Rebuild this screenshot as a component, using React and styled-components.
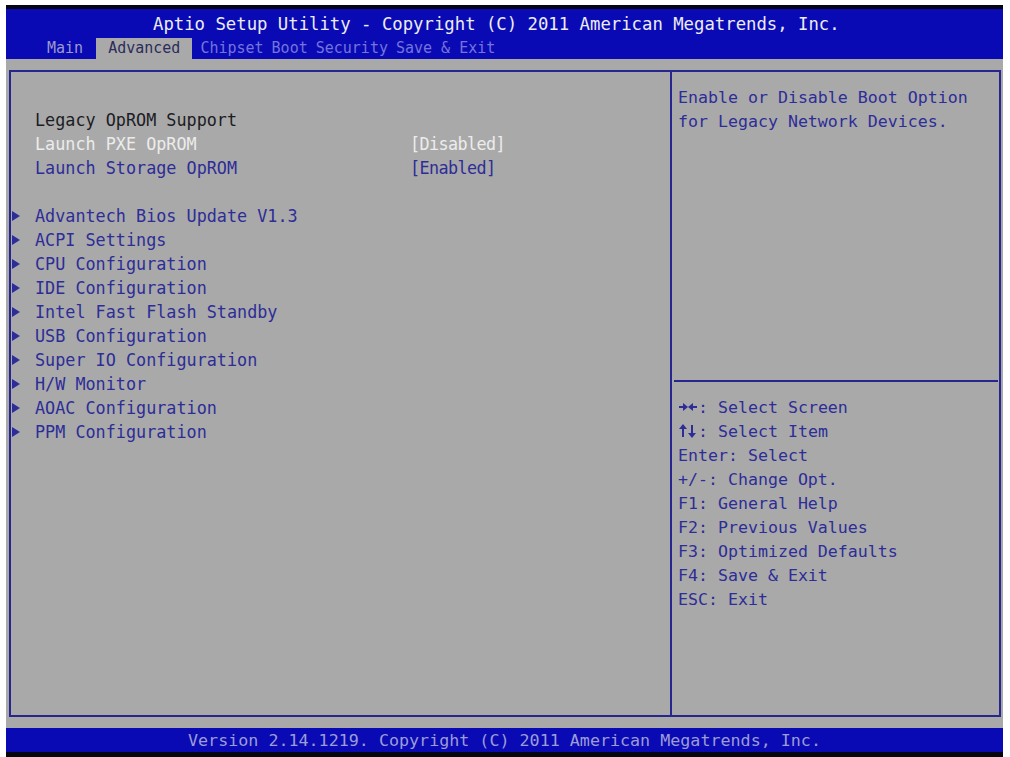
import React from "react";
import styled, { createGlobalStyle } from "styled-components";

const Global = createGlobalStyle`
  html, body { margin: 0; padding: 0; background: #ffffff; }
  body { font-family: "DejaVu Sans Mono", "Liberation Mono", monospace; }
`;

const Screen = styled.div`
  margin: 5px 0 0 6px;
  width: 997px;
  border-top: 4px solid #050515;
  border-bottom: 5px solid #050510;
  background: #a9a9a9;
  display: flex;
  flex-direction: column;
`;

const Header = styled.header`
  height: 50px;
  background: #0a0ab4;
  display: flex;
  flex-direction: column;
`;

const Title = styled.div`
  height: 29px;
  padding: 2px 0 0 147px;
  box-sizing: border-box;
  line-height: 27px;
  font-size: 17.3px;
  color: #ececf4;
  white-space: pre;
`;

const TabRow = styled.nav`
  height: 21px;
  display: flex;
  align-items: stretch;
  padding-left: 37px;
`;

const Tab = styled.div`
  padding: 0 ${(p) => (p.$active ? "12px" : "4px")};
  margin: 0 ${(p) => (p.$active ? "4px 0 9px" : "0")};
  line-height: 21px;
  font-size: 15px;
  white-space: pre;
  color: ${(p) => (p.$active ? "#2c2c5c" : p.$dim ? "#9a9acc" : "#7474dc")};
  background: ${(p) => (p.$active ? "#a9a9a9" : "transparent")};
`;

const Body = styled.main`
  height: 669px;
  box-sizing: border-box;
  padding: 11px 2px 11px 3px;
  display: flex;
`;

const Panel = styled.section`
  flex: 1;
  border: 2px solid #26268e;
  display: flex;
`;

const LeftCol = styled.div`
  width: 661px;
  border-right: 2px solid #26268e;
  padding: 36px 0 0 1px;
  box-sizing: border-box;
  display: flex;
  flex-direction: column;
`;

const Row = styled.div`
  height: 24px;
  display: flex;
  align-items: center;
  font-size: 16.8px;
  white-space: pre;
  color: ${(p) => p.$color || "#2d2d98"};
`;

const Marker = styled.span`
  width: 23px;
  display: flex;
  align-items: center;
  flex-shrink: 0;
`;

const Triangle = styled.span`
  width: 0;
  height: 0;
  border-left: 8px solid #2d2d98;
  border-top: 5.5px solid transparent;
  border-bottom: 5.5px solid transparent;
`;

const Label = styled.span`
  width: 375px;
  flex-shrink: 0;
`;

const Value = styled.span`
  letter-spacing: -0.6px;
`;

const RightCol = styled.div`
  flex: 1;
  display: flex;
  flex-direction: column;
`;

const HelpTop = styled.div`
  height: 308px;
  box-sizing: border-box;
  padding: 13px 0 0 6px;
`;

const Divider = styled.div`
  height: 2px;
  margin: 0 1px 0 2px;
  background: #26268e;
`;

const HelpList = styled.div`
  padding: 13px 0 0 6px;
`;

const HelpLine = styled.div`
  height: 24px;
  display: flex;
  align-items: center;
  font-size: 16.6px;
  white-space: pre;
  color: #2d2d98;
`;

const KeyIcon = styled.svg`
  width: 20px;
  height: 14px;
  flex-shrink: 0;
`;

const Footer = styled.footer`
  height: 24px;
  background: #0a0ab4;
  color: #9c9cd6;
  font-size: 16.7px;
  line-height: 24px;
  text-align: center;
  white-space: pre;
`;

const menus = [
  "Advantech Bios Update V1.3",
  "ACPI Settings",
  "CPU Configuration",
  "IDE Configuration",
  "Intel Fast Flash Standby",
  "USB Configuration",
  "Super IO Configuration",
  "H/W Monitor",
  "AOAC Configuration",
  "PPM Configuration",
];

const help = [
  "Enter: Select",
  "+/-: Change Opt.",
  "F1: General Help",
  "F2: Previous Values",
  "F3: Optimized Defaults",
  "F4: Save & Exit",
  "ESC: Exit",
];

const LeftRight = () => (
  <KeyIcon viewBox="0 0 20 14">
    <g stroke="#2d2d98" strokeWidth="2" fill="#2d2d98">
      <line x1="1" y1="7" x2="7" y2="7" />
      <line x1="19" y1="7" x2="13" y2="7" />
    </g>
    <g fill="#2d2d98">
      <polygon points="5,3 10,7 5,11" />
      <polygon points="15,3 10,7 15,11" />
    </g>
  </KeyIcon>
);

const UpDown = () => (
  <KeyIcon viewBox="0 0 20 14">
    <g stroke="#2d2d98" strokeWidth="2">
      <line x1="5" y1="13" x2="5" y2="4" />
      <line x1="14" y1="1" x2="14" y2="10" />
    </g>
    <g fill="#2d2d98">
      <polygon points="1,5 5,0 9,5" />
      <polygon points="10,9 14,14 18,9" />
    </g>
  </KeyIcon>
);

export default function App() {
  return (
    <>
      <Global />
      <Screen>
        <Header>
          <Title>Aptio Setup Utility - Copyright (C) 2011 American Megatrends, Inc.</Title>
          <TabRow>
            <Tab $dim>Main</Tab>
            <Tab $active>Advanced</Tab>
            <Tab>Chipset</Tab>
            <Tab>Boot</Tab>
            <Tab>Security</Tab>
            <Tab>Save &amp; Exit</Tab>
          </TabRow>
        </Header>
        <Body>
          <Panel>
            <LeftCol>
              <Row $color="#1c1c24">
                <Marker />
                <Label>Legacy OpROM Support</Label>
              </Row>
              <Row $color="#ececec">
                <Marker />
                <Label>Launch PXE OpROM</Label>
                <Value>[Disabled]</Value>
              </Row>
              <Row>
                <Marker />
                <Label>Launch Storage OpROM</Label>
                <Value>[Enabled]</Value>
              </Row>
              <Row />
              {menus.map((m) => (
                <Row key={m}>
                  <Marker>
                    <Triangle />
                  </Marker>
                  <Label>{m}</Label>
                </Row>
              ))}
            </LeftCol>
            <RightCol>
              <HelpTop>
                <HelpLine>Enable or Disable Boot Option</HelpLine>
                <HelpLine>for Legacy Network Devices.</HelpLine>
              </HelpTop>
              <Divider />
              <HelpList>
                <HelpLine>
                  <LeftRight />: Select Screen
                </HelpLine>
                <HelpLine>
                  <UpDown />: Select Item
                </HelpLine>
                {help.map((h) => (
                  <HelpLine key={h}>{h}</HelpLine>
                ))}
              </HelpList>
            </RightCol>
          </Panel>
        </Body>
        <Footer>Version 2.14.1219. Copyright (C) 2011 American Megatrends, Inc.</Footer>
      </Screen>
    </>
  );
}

#### WHAT NEEDS TO BE DONE
Copy the material shown above in full and exactly. Skip the pictures.

#### FULL RESPONSE
Rebuild this screenshot as a component, using React and styled-components.
import React from "react";
import styled, { createGlobalStyle } from "styled-components";

const Global = createGlobalStyle`
  html, body { margin: 0; padding: 0; background: #ffffff; }
  body { font-family: "DejaVu Sans Mono", "Liberation Mono", monospace; }
`;

const Screen = styled.div`
  margin: 5px 0 0 6px;
  width: 997px;
  border-top: 4px solid #050515;
  border-bottom: 5px solid #050510;
  background: #a9a9a9;
  display: flex;
  flex-direction: column;
`;

const Header = styled.header`
  height: 50px;
  background: #0a0ab4;
  display: flex;
  flex-direction: column;
`;

const Title = styled.div`
  height: 29px;
  padding: 2px 0 0 147px;
  box-sizing: border-box;
  line-height: 27px;
  font-size: 17.3px;
  color: #ececf4;
  white-space: pre;
`;

const TabRow = styled.nav`
  height: 21px;
  display: flex;
  align-items: stretch;
  padding-left: 37px;
`;

const Tab = styled.div`
  padding: 0 ${(p) => (p.$active ? "12px" : "4px")};
  margin: 0 ${(p) => (p.$active ? "4px 0 9px" : "0")};
  line-height: 21px;
  font-size: 15px;
  white-space: pre;
  color: ${(p) => (p.$active ? "#2c2c5c" : p.$dim ? "#9a9acc" : "#7474dc")};
  background: ${(p) => (p.$active ? "#a9a9a9" : "transparent")};
`;

const Body = styled.main`
  height: 669px;
  box-sizing: border-box;
  padding: 11px 2px 11px 3px;
  display: flex;
`;

const Panel = styled.section`
  flex: 1;
  border: 2px solid #26268e;
  display: flex;
`;

const LeftCol = styled.div`
  width: 661px;
  border-right: 2px solid #26268e;
  padding: 36px 0 0 1px;
  box-sizing: border-box;
  display: flex;
  flex-direction: column;
`;

const Row = styled.div`
  height: 24px;
  display: flex;
  align-items: center;
  font-size: 16.8px;
  white-space: pre;
  color: ${(p) => p.$color || "#2d2d98"};
`;

const Marker = styled.span`
  width: 23px;
  display: flex;
  align-items: center;
  flex-shrink: 0;
`;

const Triangle = styled.span`
  width: 0;
  height: 0;
  border-left: 8px solid #2d2d98;
  border-top: 5.5px solid transparent;
  border-bottom: 5.5px solid transparent;
`;

const Label = styled.span`
  width: 375px;
  flex-shrink: 0;
`;

const Value = styled.span`
  letter-spacing: -0.6px;
`;

const RightCol = styled.div`
  flex: 1;
  display: flex;
  flex-direction: column;
`;

const HelpTop = styled.div`
  height: 308px;
  box-sizing: border-box;
  padding: 13px 0 0 6px;
`;

const Divider = styled.div`
  height: 2px;
  margin: 0 1px 0 2px;
  background: #26268e;
`;

const HelpList = styled.div`
  padding: 13px 0 0 6px;
`;

const HelpLine = styled.div`
  height: 24px;
  display: flex;
  align-items: center;
  font-size: 16.6px;
  white-space: pre;
  color: #2d2d98;
`;

const KeyIcon = styled.svg`
  width: 20px;
  height: 14px;
  flex-shrink: 0;
`;

const Footer = styled.footer`
  height: 24px;
  background: #0a0ab4;
  color: #9c9cd6;
  font-size: 16.7px;
  line-height: 24px;
  text-align: center;
  white-space: pre;
`;

const menus = [
  "Advantech Bios Update V1.3",
  "ACPI Settings",
  "CPU Configuration",
  "IDE Configuration",
  "Intel Fast Flash Standby",
  "USB Configuration",
  "Super IO Configuration",
  "H/W Monitor",
  "AOAC Configuration",
  "PPM Configuration",
];

const help = [
  "Enter: Select",
  "+/-: Change Opt.",
  "F1: General Help",
  "F2: Previous Values",
  "F3: Optimized Defaults",
  "F4: Save & Exit",
  "ESC: Exit",
];

const LeftRight = () => (
  <KeyIcon viewBox="0 0 20 14">
    <g stroke="#2d2d98" strokeWidth="2" fill="#2d2d98">
      <line x1="1" y1="7" x2="7" y2="7" />
      <line x1="19" y1="7" x2="13" y2="7" />
    </g>
    <g fill="#2d2d98">
      <polygon points="5,3 10,7 5,11" />
      <polygon points="15,3 10,7 15,11" />
    </g>
  </KeyIcon>
);

const UpDown = () => (
  <KeyIcon viewBox="0 0 20 14">
    <g stroke="#2d2d98" strokeWidth="2">
      <line x1="5" y1="13" x2="5" y2="4" />
      <line x1="14" y1="1" x2="14" y2="10" />
    </g>
    <g fill="#2d2d98">
      <polygon points="1,5 5,0 9,5" />
      <polygon points="10,9 14,14 18,9" />
    </g>
  </KeyIcon>
);

export default function App() {
  return (
    <>
      <Global />
      <Screen>
        <Header>
          <Title>Aptio Setup Utility - Copyright (C) 2011 American Megatrends, Inc.</Title>
          <TabRow>
            <Tab $dim>Main</Tab>
            <Tab $active>Advanced</Tab>
            <Tab>Chipset</Tab>
            <Tab>Boot</Tab>
            <Tab>Security</Tab>
            <Tab>Save &amp; Exit</Tab>
          </TabRow>
        </Header>
        <Body>
          <Panel>
            <LeftCol>
              <Row $color="#1c1c24">
                <Marker />
                <Label>Legacy OpROM Support</Label>
              </Row>
              <Row $color="#ececec">
                <Marker />
                <Label>Launch PXE OpROM</Label>
                <Value>[Disabled]</Value>
              </Row>
              <Row>
                <Marker />
                <Label>Launch Storage OpROM</Label>
                <Value>[Enabled]</Value>
              </Row>
              <Row />
              {menus.map((m) => (
                <Row key={m}>
                  <Marker>
                    <Triangle />
                  </Marker>
                  <Label>{m}</Label>
                </Row>
              ))}
            </LeftCol>
            <RightCol>
              <HelpTop>
                <HelpLine>Enable or Disable Boot Option</HelpLine>
                <HelpLine>for Legacy Network Devices.</HelpLine>
              </HelpTop>
              <Divider />
              <HelpList>
                <HelpLine>
                  <LeftRight />: Select Screen
                </HelpLine>
                <HelpLine>
                  <UpDown />: Select Item
                </HelpLine>
                {help.map((h) => (
                  <HelpLine key={h}>{h}</HelpLine>
                ))}
              </HelpList>
            </RightCol>
          </Panel>
        </Body>
        <Footer>Version 2.14.1219. Copyright (C) 2011 American Megatrends, Inc.</Footer>
      </Screen>
    </>
  );
}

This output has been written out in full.